27. The method of claim 25, further comprising:

providing the first vapor stream to a vapor liquid separator after the first heat exchanger;

mixing at least a portion of vapor from the vapor liquid separator with the second vapor stream;

providing the mixed stream to a second heat exchanger; and

recycling the mixed stream output from the second heat exchanger into the draw solution stream.

28. The method of claim 27, further comprising:

providing at least a portion of the vapor from the vapor liquid separator to a condenser; and

recycling a condensate stream output from the condenser into the draw solution stream.
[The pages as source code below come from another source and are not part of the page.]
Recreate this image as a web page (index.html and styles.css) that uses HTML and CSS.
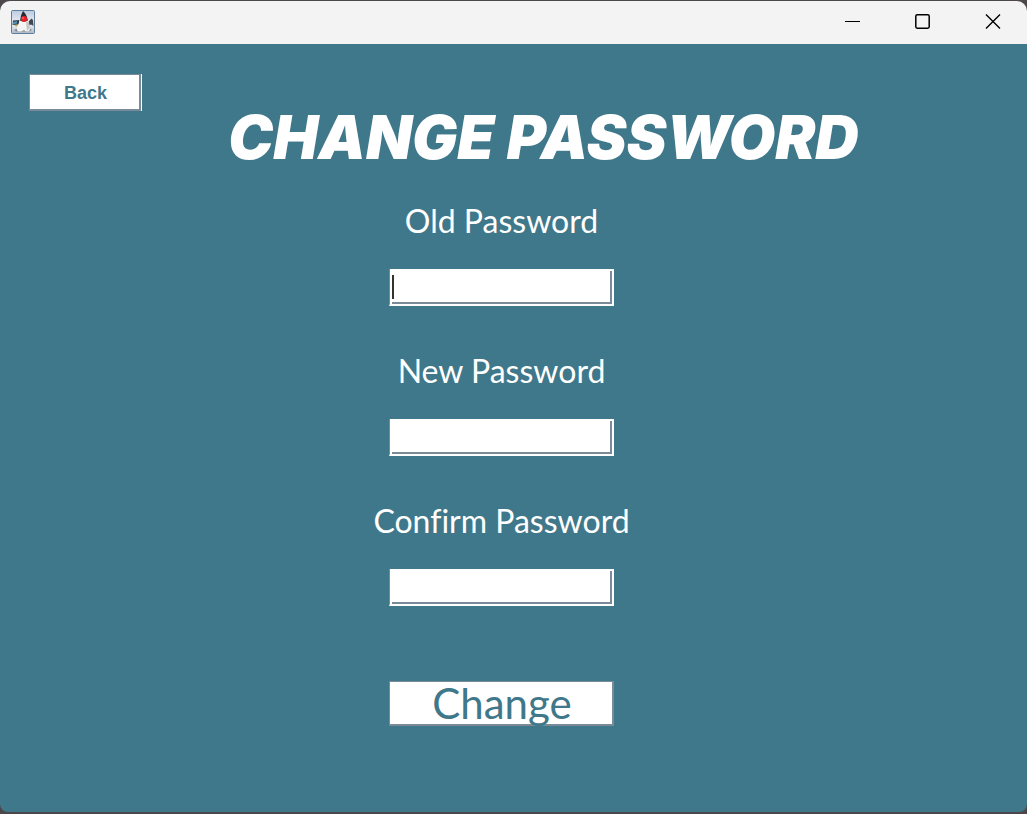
FILE: index.html
```html
<!DOCTYPE html>
<html lang="en">
<head>
<meta charset="utf-8">
<meta name="viewport" content="width=device-width, initial-scale=1">
<title>Change Password</title>
<link rel="stylesheet" href="styles.css">
</head>
<body>
<div class="window">
  <header class="titlebar">
    <svg class="app-icon" viewBox="0 0 24 24" aria-hidden="true">
      <defs>
        <linearGradient id="sky" x1="0" y1="0" x2="0" y2="1">
          <stop offset="0" stop-color="#bccbe0"/><stop offset="0.6" stop-color="#eef1f6"/><stop offset="1" stop-color="#aab6c6"/>
        </linearGradient>
      </defs>
      <rect x="0.5" y="0.5" width="23" height="23" rx="1" fill="url(#sky)" stroke="#5e7e9c"/>
      <path d="M3 20 L8 18 H18 L21 20 L18 21.500 H5Z" fill="#858b91"/>
      <path d="M9 10 L2 10.500 L1.500 15 L8 14.500Z" fill="#343b40"/>
      <path d="M2 12 L6 11 L6 13.500 L2 14.500Z" fill="#4f91bd"/>
      <path d="M3 15.500 L7 14.500 L6 16.500Z" fill="#c8a63a"/>
      <path d="M17 12 L20.500 8.500 L22 10 L22.500 16 L20 14.500 L18 16Z" fill="#43474d"/>
      <path d="M9 8 Q13 6 17 9 L18.500 15 Q20 20 17.500 21.500 Q15 22 13 20 Q9 22.500 6.500 21 Q5 19 7.500 14Z" fill="#f4f4f2"/>
      <path d="M15 12 L17.500 11.500 L19 18 L16 21Z" fill="#c5c7c7"/>
      <path d="M12 1 Q15.500 4 17 10.500 Q13 12.500 9 10.500 Q9.500 5 12 1Z" fill="#292b2e"/>
      <circle cx="13" cy="9" r="3" fill="#e8212a"/>
      <circle cx="12" cy="8" r="1" fill="#ff665f"/>
    </svg>
    <div class="window-controls">
      <button class="control" type="button" aria-label="Minimize">
        <svg viewBox="0 0 16 16"><path d="M0 8.5H15" stroke="#000" fill="none"/></svg>
      </button>
      <button class="control" type="button" aria-label="Maximize">
        <svg viewBox="0 0 16 16"><rect x="0.8" y="1.8" width="13.4" height="13.4" rx="1.4" stroke="#000" stroke-width="1.5" fill="none"/></svg>
      </button>
      <button class="control" type="button" aria-label="Close">
        <svg viewBox="0 0 16 16"><path d="M1 1.5L15 15.5M15 1.5L1 15.5" stroke="#000" stroke-width="1.4" fill="none"/></svg>
      </button>
    </div>
  </header>
  <main class="content">
    <div class="heading-row">
      <button class="back" type="button">Back</button>
      <h1 class="title">CHANGE PASSWORD</h1>
    </div>
    <form class="form">
      <div class="field">
        <label class="label" for="old">Old Password</label>
        <div class="input-wrap">
          <input class="input" id="old" type="password">
          <span class="caret"></span>
        </div>
      </div>
      <div class="field">
        <label class="label" for="new">New Password</label>
        <input class="input" id="new" type="password">
      </div>
      <div class="field">
        <label class="label" for="confirm">Confirm Password</label>
        <input class="input" id="confirm" type="password">
      </div>
      <button class="change" type="button">Change</button>
    </form>
  </main>
</div>
</body>
</html>
```
FILE: styles.css
```css
* { box-sizing: border-box; }

body {
  margin: 0;
  background: #4b474b;
  font-family: Lato, sans-serif;
}

.window {
  display: flex;
  flex-direction: column;
  min-height: 100vh;
  border-top: 1px solid #4b474b;
  border-bottom: 2px solid #4b474b;
}

.titlebar {
  display: flex;
  align-items: center;
  justify-content: space-between;
  height: 43px;
  padding-left: 11px;
  background: #f3f3f3;
  border-radius: 10px 10px 0 0;
}

.app-icon { width: 24px; height: 24px; margin-bottom: 2px; }

.window-controls { display: flex; align-self: stretch; }

.control {
  display: flex;
  align-items: center;
  justify-content: center;
  width: 70px;
  padding: 0 0 3px 2px;
  border: 0;
  background: none;
}

.control svg { width: 16px; height: 16px; }

.content {
  flex: 1;
  padding: 30px 29px;
  background: #3f788a;
  border-radius: 0 0 8px 8px;
}

.heading-row { display: grid; }

.back {
  grid-area: 1 / 1;
  place-self: start;
  width: 112px;
  height: 37px;
  padding: 2px 0 0 2px;
  border: solid #7a8a99;
  border-width: 1px 2px 2px 1px;
  box-shadow: 1px 0 #fff;
  background: #fff;
  color: #3f788a;
  font: bold 18px "Liberation Sans", sans-serif;
}

.title {
  grid-area: 1 / 1;
  margin: 0;
  padding: 32px 0 0 60px;
  color: #fff;
  font: italic 900 60px/62px Inter, sans-serif;
  text-align: center;
}

.form {
  display: flex;
  flex-direction: column;
  align-items: center;
  padding: 29px 24px 0 0;
}

.field {
  display: flex;
  flex-direction: column;
  align-items: center;
  gap: 24px;
  margin-bottom: 41px;
}

.label {
  color: #fff;
  font-size: 32px;
  font-variant-ligatures: none;
  line-height: 48px;
}

.input-wrap { position: relative; display: flex; }

.input {
  width: 225px;
  height: 37px;
  padding: 0 6px;
  border: 2px solid #fff;
  border-left: 1px solid #7a8a99;
  border-top: 0;
  border-radius: 0;
  outline: 0;
  box-shadow: inset 2px 2px #fff, inset -2px -2px #7a8a99;
  background: #fff;
  font: 20px Lato, sans-serif;
}

.caret {
  position: absolute;
  left: 3px;
  top: 6px;
  width: 2px;
  height: 24px;
  background: #333;
}

.change {
  width: 225px;
  height: 45px;
  margin-top: 34px;
  padding: 0 0 0 2px;
  border: solid #7a8a99;
  border-width: 1px 2px 2px 1px;
  background: #fff;
  color: #3f788a;
  font: 42px/42px Lato, sans-serif;
}
```
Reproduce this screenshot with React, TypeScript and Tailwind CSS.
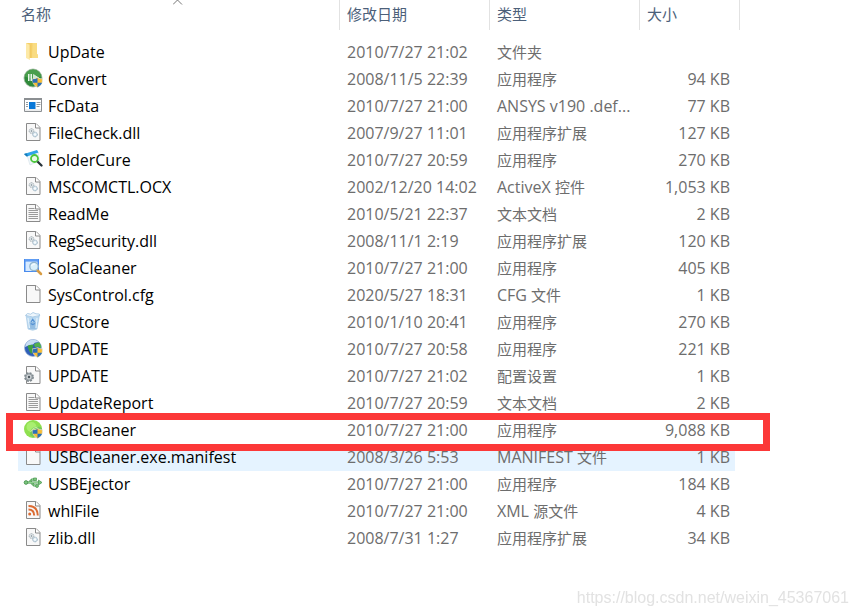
import type { ReactNode } from "react";

type IconName =
  | "folder"
  | "convert"
  | "window"
  | "dll"
  | "folderCure"
  | "text"
  | "sola"
  | "blank"
  | "bin"
  | "globe"
  | "config"
  | "usbCleaner"
  | "usb"
  | "feed";

interface FileRow {
  name: string;
  date: string;
  type: string;
  size: string;
  icon: IconName;
  hovered?: boolean;
  marked?: boolean;
}

const files: FileRow[] = [
  { name: "UpDate", date: "2010/7/27 21:02", type: "文件夹", size: "", icon: "folder" },
  { name: "Convert", date: "2008/11/5 22:39", type: "应用程序", size: "94 KB", icon: "convert" },
  { name: "FcData", date: "2010/7/27 21:00", type: "ANSYS v190 .def...", size: "77 KB", icon: "window" },
  { name: "FileCheck.dll", date: "2007/9/27 11:01", type: "应用程序扩展", size: "127 KB", icon: "dll" },
  { name: "FolderCure", date: "2010/7/27 20:59", type: "应用程序", size: "270 KB", icon: "folderCure" },
  { name: "MSCOMCTL.OCX", date: "2002/12/20 14:02", type: "ActiveX 控件", size: "1,053 KB", icon: "dll" },
  { name: "ReadMe", date: "2010/5/21 22:37", type: "文本文档", size: "2 KB", icon: "text" },
  { name: "RegSecurity.dll", date: "2008/11/1 2:19", type: "应用程序扩展", size: "120 KB", icon: "dll" },
  { name: "SolaCleaner", date: "2010/7/27 21:00", type: "应用程序", size: "405 KB", icon: "sola" },
  { name: "SysControl.cfg", date: "2020/5/27 18:31", type: "CFG 文件", size: "1 KB", icon: "blank" },
  { name: "UCStore", date: "2010/1/10 20:41", type: "应用程序", size: "270 KB", icon: "bin" },
  { name: "UPDATE", date: "2010/7/27 20:58", type: "应用程序", size: "221 KB", icon: "globe" },
  { name: "UPDATE", date: "2010/7/27 21:02", type: "配置设置", size: "1 KB", icon: "config" },
  { name: "UpdateReport", date: "2010/7/27 20:59", type: "文本文档", size: "2 KB", icon: "text" },
  { name: "USBCleaner", date: "2010/7/27 21:00", type: "应用程序", size: "9,088 KB", icon: "usbCleaner", marked: true },
  { name: "USBCleaner.exe.manifest", date: "2008/3/26 5:53", type: "MANIFEST 文件", size: "1 KB", icon: "blank", hovered: true },
  { name: "USBEjector", date: "2010/7/27 21:00", type: "应用程序", size: "184 KB", icon: "usb" },
  { name: "whlFile", date: "2010/7/27 21:00", type: "XML 源文件", size: "4 KB", icon: "feed" },
  { name: "zlib.dll", date: "2008/7/31 1:27", type: "应用程序扩展", size: "34 KB", icon: "dll" },
];

function Page() {
  return (
    <>
      <path d="M3.500 1.500h9.500l4 4v13h-13.500z" fill="#f8f8f8" stroke="#8a8a8a" />
      <path d="M12.500 1.500v4.500h4.500" fill="#fff" stroke="#8a8a8a" />
    </>
  );
}

function Shield() {
  return (
    <>
      <path d="M14.500 9.500q2 1.500 5 1.300q.3 6-5 8.700q-5.300-2.700-5-8.700q3 .2 5-1.300z" fill="#f7bd35" stroke="#dfe5ea" strokeWidth=".6" />
      <path d="M14.500 10v4.700H9.800q-.3-1.700-.1-3.400q2.700 0 4.800-1.300z" fill="#2c6fb8" />
      <path d="M14.500 14.700h4.700q-1 3-4.700 4.600z" fill="#2c6fb8" />
    </>
  );
}

const icons: Record<IconName, ReactNode> = {
  folder: (
    <>
      <path d="M3 2h11v11l1 1v3H6z" fill="#f5cf69" />
      <path d="M9.500 2H14v11l1 1v3H9z" fill="#f9dc83" />
      <path d="M3 2l4 2v15l-4-2z" fill="#fde9a6" />
      <path d="M7 4v13" stroke="#edc35c" strokeWidth=".7" />
    </>
  ),
  convert: (
    <>
      <circle cx="10" cy="10" r="9" fill="#2f8a3a" stroke="#9ab59c" strokeWidth=".8" />
      <path d="M2 8.500a8 7 0 0 1 16 0q-8 4-16 0z" fill="#5bab59" opacity=".6" />
      <path d="M5 6h1.500v7H5zM7.500 6H9v7H7.500z" fill="#e9f5e9" />
      <path d="M10.500 6.500l6 4-6 3.500z" fill="#cfe8cf" stroke="#eef8ee" strokeWidth=".7" />
      <Shield />
    </>
  ),
  window: (
    <>
      <path d="M1.500 3.500h17v13h-17z" fill="#fff" stroke="#8b8f92" />
      <path d="M1 3h18v2H1z" fill="#8b8f92" />
      <path d="M6 7h6.500v7H6z" fill="#0878d8" />
      <path d="M3 7.500h2M3 9.500h2M3 11.500h2M13.500 7.500h4M13.500 9.500h4M13.500 11.500h3" stroke="#929ba1" />
      <path d="M2 15h16" stroke="#d9dcde" />
    </>
  ),
  dll: (
    <>
      <Page />
      <circle cx="8.500" cy="9" r="2.300" fill="#e6ebee" stroke="#9da8ae" strokeDasharray="1.300 .5" />
      <circle cx="8.500" cy="9" r=".8" fill="#78868f" />
      <circle cx="12" cy="12.500" r="2.300" fill="#e6f1f7" stroke="#8aa6b8" strokeDasharray="1.300 .5" />
      <circle cx="12" cy="12.500" r=".8" fill="#fff" />
    </>
  ),
  folderCure: (
    <>
      <path d="M4 6.500L15 3l1.500 9-9.500 4z" fill="#f0f7fb" stroke="#cddae2" strokeWidth=".5" />
      <path d="M1 5L14 1l1.500 2.500L4 7.500z" fill="#2fa4e8" />
      <path d="M1 5l2.500-.8L5 7l-1.500.6z" fill="#167ab8" />
      <path d="M14.500 12.500l4 4" stroke="#28343a" strokeWidth="2.300" strokeLinecap="round" />
      <circle cx="11.500" cy="9.500" r="3.500" fill="#eafbe6" stroke="#4cc63c" strokeWidth="1.800" />
    </>
  ),
  text: (
    <>
      <Page />
      <path d="M5.500 5.500h6M5.500 7.500h9.500M5.500 9.500h9.500M5.500 11.500h9.500M5.500 13.500h9.500M5.500 15.500h9.500" stroke="#9b9b9b" />
    </>
  ),
  sola: (
    <>
      <path d="M1 2h15v13H1z" fill="#498bed" />
      <path d="M2.500 4.500h12V14h-12z" fill="#d7eaff" />
      <path d="M2 3h13" stroke="#79aef8" />
      <path d="M14 13l4 4" stroke="#d89c43" strokeWidth="2.500" strokeLinecap="round" />
      <circle cx="11" cy="9.500" r="4.200" fill="#d9f0fb" stroke="#93b6cf" strokeWidth="1.300" />
      <path d="M8.500 9q1-2.500 3.500-2" stroke="#fff" fill="none" />
    </>
  ),
  blank: <Page />,
  bin: (
    <>
      <path d="M3 4l2 14q5 2.500 9 0l2.500-14z" fill="#b9d8f0" stroke="#a3c6e3" strokeWidth=".6" />
      <path d="M5 11l1 6.500q4 1.500 7.500 0l1-6.500z" fill="#93bde2" />
      <path d="M2.700 4l2-1.500 3 .7 2.300-1.700 3 1.300 3.300.2.400 1.500q-7 3-14 0z" fill="#eef6fc" stroke="#93bbdc" strokeWidth=".7" />
      <path d="M5 7l1.500 10M14 7l-1 10" stroke="#e0f0fb" strokeWidth="1.300" />
      <path d="M8 11l1.700-2.500L11.500 11M12 12.500l-2.300 1-2-1" fill="none" stroke="#5592d4" strokeWidth="1.300" />
    </>
  ),
  globe: (
    <>
      <circle cx="10" cy="10" r="8.500" fill="#2f5fb8" stroke="#9db4d6" strokeWidth=".7" />
      <path d="M2 9q.5-6 7-7.500 5 0 7 3-4-1-6 2-4 0-8 2.500z" fill="#c9def3" />
      <path d="M4.500 8q3-2 6-1l-1 3 1 1.500-2 4.500q-3-3-4-8z" fill="#3fa142" />
      <path d="M11 6q3-2 5.500-1.500 2 3 1.500 6l-3-2-3 1z" fill="#55b24c" />
      <Shield />
    </>
  ),
  config: (
    <>
      <Page />
      <circle cx="6" cy="12" r="4" fill="#b8bec2" stroke="#7d878d" strokeWidth="1.800" strokeDasharray="2 1.150" />
      <circle cx="6" cy="12" r="3.200" fill="#ccd1d4" stroke="#8d969b" />
      <circle cx="6" cy="12" r="1.200" fill="#4f5a61" />
    </>
  ),
  usbCleaner: (
    <>
      <circle cx="10" cy="10" r="9" fill="#8fe04f" />
      <circle cx="8.500" cy="8" r="5" fill="#a9ee70" />
      <path d="M7 16q-.5-8 7-8.500 4 0 5 2 0 5-3.500 8-4.500 2-8.500-1.500z" fill="#74c95a" />
      <path d="M7.500 13q1.500-4.500 7-5" fill="none" stroke="#c8f5a0" />
      <Shield />
    </>
  ),
  usb: (
    <>
      <path d="M3 9.500h14M6 9.500l3-3h3M8 9.500l3 3h3" fill="none" stroke="#4b9852" strokeWidth="2.200" strokeLinecap="round" />
      <path d="M3 9.500h14M6 9.500l3-3h3M8 9.500l3 3h3" fill="none" stroke="#8fd18f" />
      <circle cx="3" cy="9.500" r="1.800" fill="#7cc57e" stroke="#4b9852" />
      <path d="M15.500 7l3.500 2.500-3.500 2.500z" fill="#7cc57e" stroke="#4b9852" strokeWidth=".7" />
      <path d="M10.500 5h3v2.500h-3z" fill="#7cc57e" stroke="#4b9852" strokeWidth=".7" />
      <circle cx="14" cy="13" r="1.500" fill="#7cc57e" stroke="#4b9852" strokeWidth=".7" />
    </>
  ),
  feed: (
    <>
      <Page />
      <circle cx="6.700" cy="14" r="1.500" fill="#db6b32" />
      <path d="M5.500 9.500q5.500 0 5.700 6M5.500 6q9 0 9.300 9.500" fill="none" stroke="#db6b32" strokeWidth="2" />
    </>
  ),
};

function FileIcon({ name }: { name: IconName }) {
  return (
    <svg viewBox="0 0 20 20" className="mt-0.5 size-5 shrink-0" aria-hidden="true">
      {icons[name]}
    </svg>
  );
}

// Chinese glyphs run a size smaller than the Latin ones next to them
function TypeLabel({ text }: { text: string }) {
  const start = text.search(/[\u4e00-\u9fff]/);
  if (start < 0) return <>{text}</>;
  return (
    <>
      {text.slice(0, start)}
      <span className="text-[15px]">{text.slice(start)}</span>
    </>
  );
}

const headCell = "h-[30px] border-r border-[#e2e2e2] p-0 text-left align-top font-normal";
const headButton = "block w-full text-left leading-7";

export default function App() {
  return (
    <main className="min-h-screen bg-white pr-[117px] pl-[18px] font-['Open_Sans','Noto_Sans_CJK_SC',sans-serif] text-base text-[#6d6d6d]">
      <table className="w-full table-fixed border-separate border-spacing-0">
        <colgroup>
          <col />
          <col className="w-[150px]" />
          <col className="w-[150px]" />
          <col className="w-[95px]" />
          <col className="w-[5px]" />
        </colgroup>
        <thead className="text-[15px] text-[#4c607a]">
          <tr>
            <th className={`relative ${headCell}`} aria-sort="ascending">
              <svg viewBox="0 0 10 5" className="absolute top-0 left-1/2 h-[5px] w-2.5 -translate-x-1/2" aria-hidden="true">
                <path d="M0 4.500L4.500 0L9 4.500" fill="none" stroke="#777" />
              </svg>
              <button type="button" className={`${headButton} pl-[3px]`}>名称</button>
            </th>
            <th className={headCell}>
              <button type="button" className={`${headButton} pl-[7px]`}>修改日期</button>
            </th>
            <th className={headCell}>
              <button type="button" className={`${headButton} pl-[7px]`}>类型</button>
            </th>
            <th className={headCell} colSpan={2}>
              <button type="button" className={`${headButton} pl-[7px]`}>大小</button>
            </th>
          </tr>
        </thead>
        <tbody className="leading-[27px] whitespace-nowrap before:block before:h-[9px]">
          {files.map((file) => {
            const cell = file.hovered ? "h-[27px] bg-[#e5f3ff] p-0" : "h-[27px] p-0";
            return (
              <tr key={file.name + file.icon} className="relative">
                <td className={cell}>
                  <div className="flex h-[27px] gap-[5px] pl-[5px] text-black">
                    <FileIcon name={file.icon} />
                    <span>{file.name}</span>
                  </div>
                  {file.marked && (
                    <div className="pointer-events-none absolute -top-1 -right-[30px] -bottom-[7px] -left-3 z-10 border-[7px] border-[#fc3838]" />
                  )}
                </td>
                <td className={`${cell} pl-[7px]`}>{file.date}</td>
                <td className={`${cell} pl-[7px]`}>
                  <div className="h-[27px]">
                    <TypeLabel text={file.type} />
                  </div>
                </td>
                <td className={`${cell} pr-[5px] text-right`}>{file.size}</td>
                <td className="p-0" />
              </tr>
            );
          })}
        </tbody>
      </table>
      <p className="fixed right-2 bottom-2 font-['Liberation_Sans',sans-serif] text-base leading-5 text-[#e2e2e2]">
        https://blog.csdn.net/weixin_45367061
      </p>
    </main>
  );
}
29. The method of claim 25, further comprising recycling the second vapor stream into the draw solution stream.

30. The method of claim 29, further comprising:

providing the first vapor stream output from the first heat exchanger into a vapor liquid separator;

providing vapor from the vapor liquid separator into a second heat exchanger to heat the first liquid stream; and

recycling at least partially condensed vapor output from the second heat exchanger into the draw solution stream.

31. The method of claim 23, further comprising providing the first vapor stream from the first thermal separation apparatus to a compressor prior to providing the first vapor stream to the first heat exchanger.